Originally Posted by khhratmath123
solve this question.......

Also, if you are having problems factorising the fraction, remember you can take a factor of -1 out, so your problem becomes:

$(-1)\int^{-2}_{-3}\frac{1}{x^2 + 6x+5}dx$
• Jan 24th 2010, 10:58 AM
khhratmath123
i have solved this question but i have doubt....plz check..is it right?
• Jan 24th 2010, 11:12 AM
Pulock2009
this was easy:

∫((dx)/(x²+6x+5))
=∫((dx)/((x+1)(x+5)))

now use partial fractions ,get the constants and put the limits.

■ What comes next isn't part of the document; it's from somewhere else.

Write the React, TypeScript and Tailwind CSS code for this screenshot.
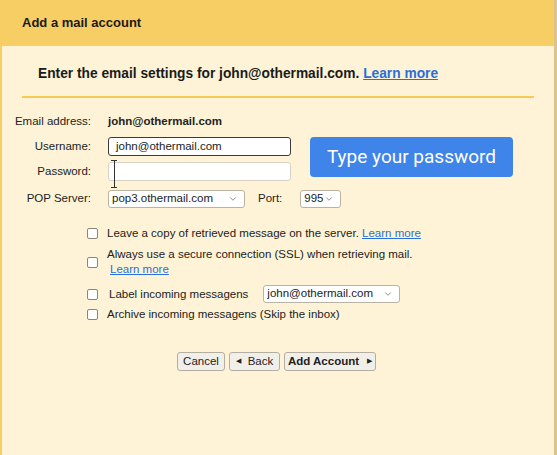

your answer is definitely wrong as it should come in terms of logs.
• Jan 24th 2010, 11:15 AM
VonNemo19
Quote:

Originally Posted by khhratmath123
i have solved this question but i have doubt....plz check..is it right?

Correct.
• Jan 24th 2010, 11:16 AM
craig
Quote:

Originally Posted by khhratmath123
i have solved this question but i have doubt....plz check..is it right?

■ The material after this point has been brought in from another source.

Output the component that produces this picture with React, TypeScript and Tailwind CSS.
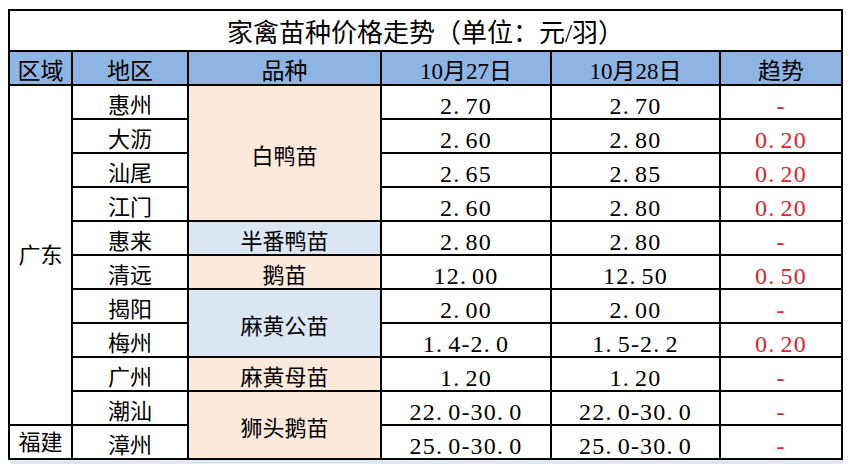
import React from "react";

type Row = {
  area?: { label: string; span: string };
  city: string;
  kind?: { label: string; span: string; bg: string };
  d27: string;
  d28: string;
  trend: string;
};

const rows: Row[] = [
  { area: { label: "广东", span: "row-span-10" }, city: "惠州", kind: { label: "白鸭苗", span: "row-span-4", bg: "bg-[#fde9d9]" }, d27: "2.70", d28: "2.70", trend: "-" },
  { city: "大沥", d27: "2.60", d28: "2.80", trend: "0.20" },
  { city: "汕尾", d27: "2.65", d28: "2.85", trend: "0.20" },
  { city: "江门", d27: "2.60", d28: "2.80", trend: "0.20" },
  { city: "惠来", kind: { label: "半番鸭苗", span: "row-span-1", bg: "bg-[#dce6f1]" }, d27: "2.80", d28: "2.80", trend: "-" },
  { city: "清远", kind: { label: "鹅苗", span: "row-span-1", bg: "bg-[#fde9d9]" }, d27: "12.00", d28: "12.50", trend: "0.50" },
  { city: "揭阳", kind: { label: "麻黄公苗", span: "row-span-2", bg: "bg-[#dce6f1]" }, d27: "2.00", d28: "2.00", trend: "-" },
  { city: "梅州", d27: "1.4-2.0", d28: "1.5-2.2", trend: "0.20" },
  { city: "广州", kind: { label: "麻黄母苗", span: "row-span-1", bg: "bg-[#fde9d9]" }, d27: "1.20", d28: "1.20", trend: "-" },
  { city: "潮汕", kind: { label: "狮头鹅苗", span: "row-span-2", bg: "bg-[#fde9d9]" }, d27: "22.0-30.0", d28: "22.0-30.0", trend: "-" },
  { area: { label: "福建", span: "row-span-1" }, city: "漳州", d27: "25.0-30.0", d28: "25.0-30.0", trend: "-" },
];

const headers = ["区域", "地区", "品种", "10月27日", "10月28日", "趋势"];

const cell = "flex items-center justify-center bg-white";
const cjk = "text-[22px] pt-[8px]";
const num = "text-[24px] tracking-[1.2px] pt-[8px]";

// SimSun-style figures: the full stop takes a wider cell than in Times
function Num({ value }: { value: string }) {
  return (
    <>
      {value.split("").map((ch, i) =>
        ch === "." ? (
          <span key={i} className="pr-[5px]">
            .
          </span>
        ) : (
          <span key={i}>{ch}</span>
        )
      )}
    </>
  );
}

export default function App() {
  return (
    <div
      className="h-[464px] w-[854px] overflow-hidden bg-white text-black"
      style={{ fontFamily: '"Liberation Serif", "Noto Sans CJK SC", serif' }}
    >
      <div className="pl-[8px] pt-[9px]">
        <div className="grid w-[835px] grid-cols-[61px_114px_191px_168px_167px_120px] grid-rows-[39px_32px_repeat(11,32px)] gap-[2px] bg-black p-[2px] leading-none">
          <div className={`${cell} col-span-6 pt-[7px] text-[26px]`}>家禽苗种价格走势（单位：元/羽）</div>

          {headers.map((h) => (
            <div key={h} className="flex items-center justify-center bg-[#8db4e2] pt-[7px] text-[23px]">
              {h}
            </div>
          ))}

          {rows.map((r) => (
            <React.Fragment key={r.city}>
              {r.area && (
                <div className={`${cell} ${r.area.span} pt-[2px] text-[22px]`}>{r.area.label}</div>
              )}
              <div className={`${cell} ${cjk}`}>{r.city}</div>
              {r.kind && (
                <div className={`flex items-center justify-center ${r.kind.bg} ${r.kind.span} ${cjk}`}>
                  {r.kind.label}
                </div>
              )}
              <div className={`${cell} ${num}`}>
                <Num value={r.d27} />
              </div>
              <div className={`${cell} ${num}`}>
                <Num value={r.d28} />
              </div>
              <div className={`${cell} ${num} text-[#e3222a]`}>
                <Num value={r.trend} />
              </div>
            </React.Fragment>
          ))}
        </div>
        <div className="ml-[2px] h-[8px] w-[833px] bg-[#e2e7ef]" />
      </div>
    </div>
  );
}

No. I see what you have done, but your answer should be:

$[\frac{1}{2}tanh^{-1}(\frac{x+3}{2})]^{-2}_{-3}$

Or the way that me and Pulock suggested, this way you would get the actual logs instead of the inverse hyperbolic.
• Jan 24th 2010, 11:23 AM
VonNemo19
Quote:

Originally Posted by craig
No.

$\int\frac{dx}{(2)^2-(x+3)^2}$

Let $u=x+3\Rightarrow{du}=dx$

$\Rightarrow\int\frac{dx}{(2)^2-(x+3)^2}=\int\frac{du}{(2)^2-(u)^2}$
• Jan 24th 2010, 11:28 AM
craig
Quote:

Originally Posted by VonNemo19
$\int\frac{dx}{(2)^2-(x+3)^2}$

Let $u=x+3\Rightarrow{du}=dx$

$\Rightarrow\int\frac{dx}{(2)^2-(x+3)^2}=\int\frac{du}{(2)^2-(u)^2}$

I see how you derived that. However, if it was:

$\int\frac{du}{\sqrt{(2)^2-(u)^2}}$ that would make his answer right.

But as far as I remember, $\int\frac{du}{1-u^2} = tanh^{-1} u$ ?
• Jan 24th 2010, 11:36 AM
VonNemo19
Quote:

Originally Posted by craig
I see how you derived that. However, if it was:

$\int\frac{du}{\sqrt{(2)^2-(u)^2}}$ that would make his answer right.

But as far as I remember, $\int\frac{du}{1-u^2} = tanh^{-1} u$ ?

(Lipssealed) My mind saw a radical where there was none.
• Jan 24th 2010, 11:40 AM
craig
Quote:

Originally Posted by VonNemo19
(Lipssealed) My mind saw a radical where there was none.

Easy to do ;)
• Jan 24th 2010, 08:03 PM
khhratmath123
thanks for all
i have solved by partial fraction method